— BEGIN ROWS —

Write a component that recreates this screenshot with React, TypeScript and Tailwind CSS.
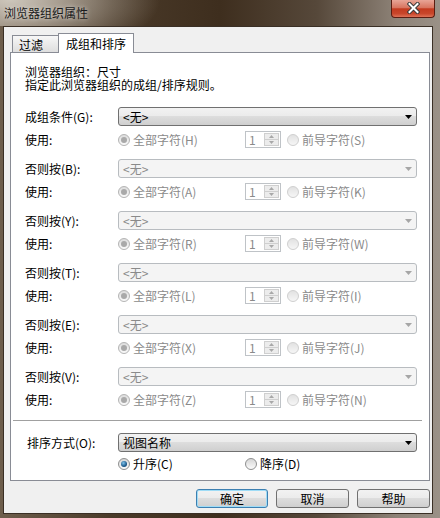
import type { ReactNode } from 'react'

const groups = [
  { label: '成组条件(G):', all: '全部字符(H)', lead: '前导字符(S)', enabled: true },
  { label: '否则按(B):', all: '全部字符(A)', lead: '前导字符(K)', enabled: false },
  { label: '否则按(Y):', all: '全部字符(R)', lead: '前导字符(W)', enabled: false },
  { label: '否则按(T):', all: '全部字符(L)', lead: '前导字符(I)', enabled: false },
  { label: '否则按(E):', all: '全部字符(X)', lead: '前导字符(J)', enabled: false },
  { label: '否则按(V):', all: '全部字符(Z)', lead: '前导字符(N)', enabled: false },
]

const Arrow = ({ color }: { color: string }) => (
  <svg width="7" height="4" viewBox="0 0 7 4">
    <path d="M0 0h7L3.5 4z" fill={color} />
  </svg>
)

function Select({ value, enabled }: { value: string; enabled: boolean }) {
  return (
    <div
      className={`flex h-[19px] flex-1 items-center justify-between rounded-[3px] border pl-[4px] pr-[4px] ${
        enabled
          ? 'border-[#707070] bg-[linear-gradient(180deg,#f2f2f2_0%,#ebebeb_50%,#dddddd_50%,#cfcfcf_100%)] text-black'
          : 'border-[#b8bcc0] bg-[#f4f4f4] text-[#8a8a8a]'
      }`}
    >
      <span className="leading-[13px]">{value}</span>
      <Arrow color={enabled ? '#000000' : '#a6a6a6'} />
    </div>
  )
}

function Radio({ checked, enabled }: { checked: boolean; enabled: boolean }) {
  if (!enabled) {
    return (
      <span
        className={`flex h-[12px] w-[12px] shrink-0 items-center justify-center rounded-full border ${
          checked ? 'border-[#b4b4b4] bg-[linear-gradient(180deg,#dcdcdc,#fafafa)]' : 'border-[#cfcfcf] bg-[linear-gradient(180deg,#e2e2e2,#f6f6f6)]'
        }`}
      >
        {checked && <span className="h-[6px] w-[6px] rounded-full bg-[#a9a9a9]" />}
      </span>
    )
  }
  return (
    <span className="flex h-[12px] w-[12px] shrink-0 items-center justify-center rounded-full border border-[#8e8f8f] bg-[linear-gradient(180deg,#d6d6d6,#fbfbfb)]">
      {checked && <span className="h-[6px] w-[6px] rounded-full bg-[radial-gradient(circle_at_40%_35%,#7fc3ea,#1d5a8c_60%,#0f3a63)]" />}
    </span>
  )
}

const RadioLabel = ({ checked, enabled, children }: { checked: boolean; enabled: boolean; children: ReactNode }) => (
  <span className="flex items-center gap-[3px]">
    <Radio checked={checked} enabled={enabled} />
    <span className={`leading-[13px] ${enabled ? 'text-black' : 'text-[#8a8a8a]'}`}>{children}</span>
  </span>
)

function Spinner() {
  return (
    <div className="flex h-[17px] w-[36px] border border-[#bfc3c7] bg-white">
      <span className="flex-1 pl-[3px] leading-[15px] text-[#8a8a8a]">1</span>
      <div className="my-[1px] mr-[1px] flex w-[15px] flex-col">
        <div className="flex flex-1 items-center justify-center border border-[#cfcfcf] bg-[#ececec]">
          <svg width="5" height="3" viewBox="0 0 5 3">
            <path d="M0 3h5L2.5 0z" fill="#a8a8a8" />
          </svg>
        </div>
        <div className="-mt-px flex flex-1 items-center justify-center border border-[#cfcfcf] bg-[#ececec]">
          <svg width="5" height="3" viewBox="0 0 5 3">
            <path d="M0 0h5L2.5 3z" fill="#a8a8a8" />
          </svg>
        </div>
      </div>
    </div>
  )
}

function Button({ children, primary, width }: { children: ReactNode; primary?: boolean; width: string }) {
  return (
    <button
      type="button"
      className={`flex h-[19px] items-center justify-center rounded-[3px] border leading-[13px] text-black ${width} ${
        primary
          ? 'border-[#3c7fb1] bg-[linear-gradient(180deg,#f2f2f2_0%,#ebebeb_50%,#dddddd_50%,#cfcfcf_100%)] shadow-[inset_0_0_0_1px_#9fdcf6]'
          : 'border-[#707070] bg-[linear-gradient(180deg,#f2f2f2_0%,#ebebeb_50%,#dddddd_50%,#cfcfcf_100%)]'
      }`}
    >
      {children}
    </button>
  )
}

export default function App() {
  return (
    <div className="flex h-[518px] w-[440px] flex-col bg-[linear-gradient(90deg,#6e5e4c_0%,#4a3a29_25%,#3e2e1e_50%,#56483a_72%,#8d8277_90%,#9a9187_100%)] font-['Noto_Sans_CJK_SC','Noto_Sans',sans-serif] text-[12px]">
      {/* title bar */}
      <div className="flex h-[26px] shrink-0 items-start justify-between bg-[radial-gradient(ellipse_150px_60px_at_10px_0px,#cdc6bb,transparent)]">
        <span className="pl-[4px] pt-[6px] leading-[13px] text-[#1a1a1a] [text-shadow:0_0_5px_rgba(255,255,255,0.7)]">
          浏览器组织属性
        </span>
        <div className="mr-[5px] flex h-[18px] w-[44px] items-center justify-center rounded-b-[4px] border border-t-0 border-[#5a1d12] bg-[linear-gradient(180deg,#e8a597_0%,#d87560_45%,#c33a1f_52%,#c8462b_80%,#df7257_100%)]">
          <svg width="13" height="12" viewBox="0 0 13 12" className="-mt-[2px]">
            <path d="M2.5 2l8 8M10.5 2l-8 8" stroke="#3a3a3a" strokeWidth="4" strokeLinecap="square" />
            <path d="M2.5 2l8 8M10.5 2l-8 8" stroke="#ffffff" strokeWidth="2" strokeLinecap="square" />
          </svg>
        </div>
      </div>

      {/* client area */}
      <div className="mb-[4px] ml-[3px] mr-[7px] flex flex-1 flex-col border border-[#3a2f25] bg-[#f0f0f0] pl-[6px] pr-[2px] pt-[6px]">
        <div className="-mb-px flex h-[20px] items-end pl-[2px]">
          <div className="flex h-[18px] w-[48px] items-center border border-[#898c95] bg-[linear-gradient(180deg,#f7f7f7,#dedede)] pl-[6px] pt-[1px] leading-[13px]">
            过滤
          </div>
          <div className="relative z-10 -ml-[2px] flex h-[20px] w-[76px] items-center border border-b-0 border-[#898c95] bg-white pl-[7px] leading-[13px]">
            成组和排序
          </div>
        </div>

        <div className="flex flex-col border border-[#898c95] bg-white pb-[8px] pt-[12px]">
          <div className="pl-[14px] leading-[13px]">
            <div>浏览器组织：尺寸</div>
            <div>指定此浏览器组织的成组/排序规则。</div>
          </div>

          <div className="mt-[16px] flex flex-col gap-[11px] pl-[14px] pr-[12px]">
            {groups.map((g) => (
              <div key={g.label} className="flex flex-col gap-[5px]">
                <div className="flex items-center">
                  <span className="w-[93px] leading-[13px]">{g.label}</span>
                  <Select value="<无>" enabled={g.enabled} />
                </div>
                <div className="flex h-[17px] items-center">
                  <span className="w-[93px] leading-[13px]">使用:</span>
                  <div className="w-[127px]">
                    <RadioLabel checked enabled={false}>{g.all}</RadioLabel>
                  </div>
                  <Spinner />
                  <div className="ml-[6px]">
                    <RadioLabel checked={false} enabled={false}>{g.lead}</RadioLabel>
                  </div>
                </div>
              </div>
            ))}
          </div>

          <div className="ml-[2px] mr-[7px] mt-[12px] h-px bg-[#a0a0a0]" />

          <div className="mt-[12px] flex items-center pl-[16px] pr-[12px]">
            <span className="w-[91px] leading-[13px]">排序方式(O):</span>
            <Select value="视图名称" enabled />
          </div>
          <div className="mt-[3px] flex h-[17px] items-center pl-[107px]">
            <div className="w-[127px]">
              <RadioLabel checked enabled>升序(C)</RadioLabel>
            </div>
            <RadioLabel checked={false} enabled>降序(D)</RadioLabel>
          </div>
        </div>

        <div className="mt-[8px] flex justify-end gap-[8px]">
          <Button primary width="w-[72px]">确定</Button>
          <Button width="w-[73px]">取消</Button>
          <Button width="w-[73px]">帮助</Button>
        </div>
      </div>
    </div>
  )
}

— END ROWS —
— BEGIN ROWS —

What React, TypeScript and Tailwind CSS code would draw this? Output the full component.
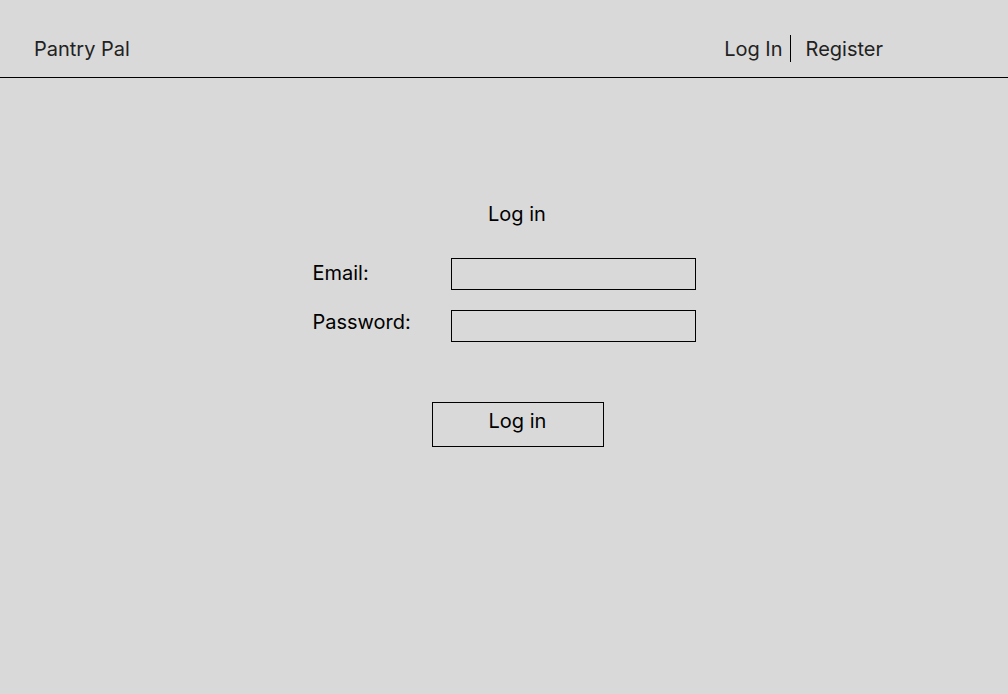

— END ROWS —

_PROBLEM DETAILS_
How many lines in these entries contain the string "component"? State the number and nothing more.

_EXERCISE SOLUTION_
2